In terms of regen, Amel has put an alternator sitting on the prop shaft for generating electricity factory sides already. The Prop is a MaxProp that can "push" and "pull" and the setup is working pretty well under sail from around 5 knots onward. Based on that we think that the electric engine should work well on regen too, may need higher speeds though.
Yes it will work well.

I am struck by the number of negative comments. I am new here, but it seems that CF tends, more than many forums, toward the positive -- so all the naysaying is a little surprising. Presumably, the naysayers have not spent time in a Tesla nor have they read the articles in magazines such as Car and Driver that have found the Tesla to be just plain better in every respect, dollar for dollar against BMW and Mercedes. Car and Driver was strongly negative on the Tesla for a long time before realizing that their editors were mired in the past (with good reason: they are funded by their gas-guzzler advertisers).
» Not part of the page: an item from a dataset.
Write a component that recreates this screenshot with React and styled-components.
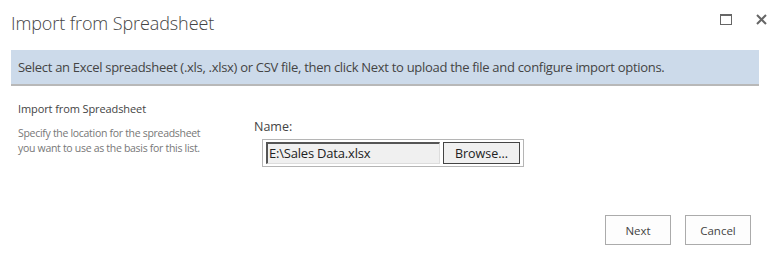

I say go for it (!!!) and say that based on a fair amount experience with electric vehicles on and off the water. (Even my Windrocket, a tiny sailboat built just to go very fast, had an electric drive... and that drive was better in every respect than a small gas engine. The Windrocket was anything but an "electric boat", and the electric drive was only very rarely used -- but even in that boat, it was nice to have instant power at the flip of a switch, rather than having to coax a gummed up, rarely used outboard into life.

Torquedos are expensive, not because the technology is especially expensive, but because the demand is there. (The same can be said for marine LiFePo batteries -- people are willing to pay a high premium for a pre-packaged system from a supplier who appears to be sound.) Electric propulsion has numerous advantages, and if you are charging with solar, wind, or sailing regen, it is indisputably green. But virtually anyone can appreciate the quiet.
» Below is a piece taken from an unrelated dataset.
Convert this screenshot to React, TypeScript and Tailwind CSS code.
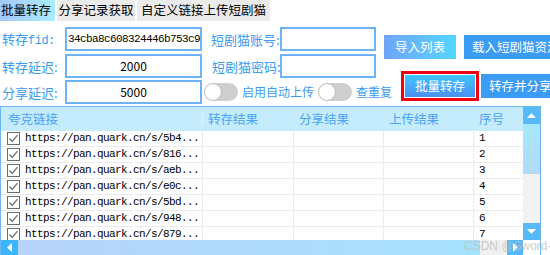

I designed and built an ultra-efficient tiny plugin-hybrid vehicle (called the Zing), a little over 10 years ago, before the Leaf and Volt came out. It used the same logic as the Volt ended up using (re range/cost/weight tradeoffs), and it has the same range on electricity, but consumes just over 1/3 the resources (in either electric or gas mode.) There is no magic there -- it's tiny, light, and streamlined -- not everyone's cup of tea.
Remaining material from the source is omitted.